ICE headquarters officials suggest that they insisted on this seven-day filter because they didn't want to overwhelm their field offices, and it is likely that after a week or more, the alien will have posted bond rendering it impossible to file a detainer. On the first point, my admittedly unscientific polling of field officers indicates that they don't agree with the policy and would rather be aware of the arrest than remain in ignorance. On the second point, if ICE is to be taken at face value that their goal is to focus on the "worst of the worst," then aliens arrested for the most heinous of crimes are those least likely to have bonded out because they will have been denied bail, or it will have been set so high that it cannot readily be posted. Yet ICE field officers will not know of the case through interoperability means, because of a decision made and maintained by headquarters personnel despite the serious and reasonable objections which exist to continuing with this filter. But that hasn't stopped them from claiming cumulative "coverage" credit for those cases, has it?

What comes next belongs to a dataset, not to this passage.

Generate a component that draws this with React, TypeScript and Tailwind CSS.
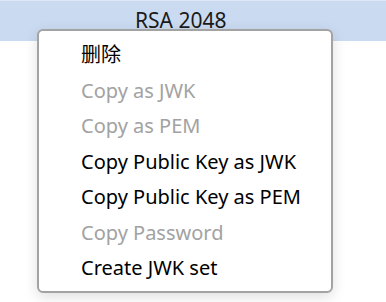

** Large, populous counties frequently have several law enforcement agencies operating simultaneously within their jurisdiction: one or more municipal police departments, a sheriff's office, sometimes a state police troop station and other agencies as well such as transit police – all patrolling and making arrests on a routine basis. But a jurisdiction is deemed "activated" for Secure Communities purposes when any one of the police agencies operating in its boundaries has live-scan equipment, and the fingerprints are electronically transmitted to IAFIS and onward to IDENT – even if all of the other agencies in that jurisdiction are unable or unwilling to submit fingerprints digitally by electronic means.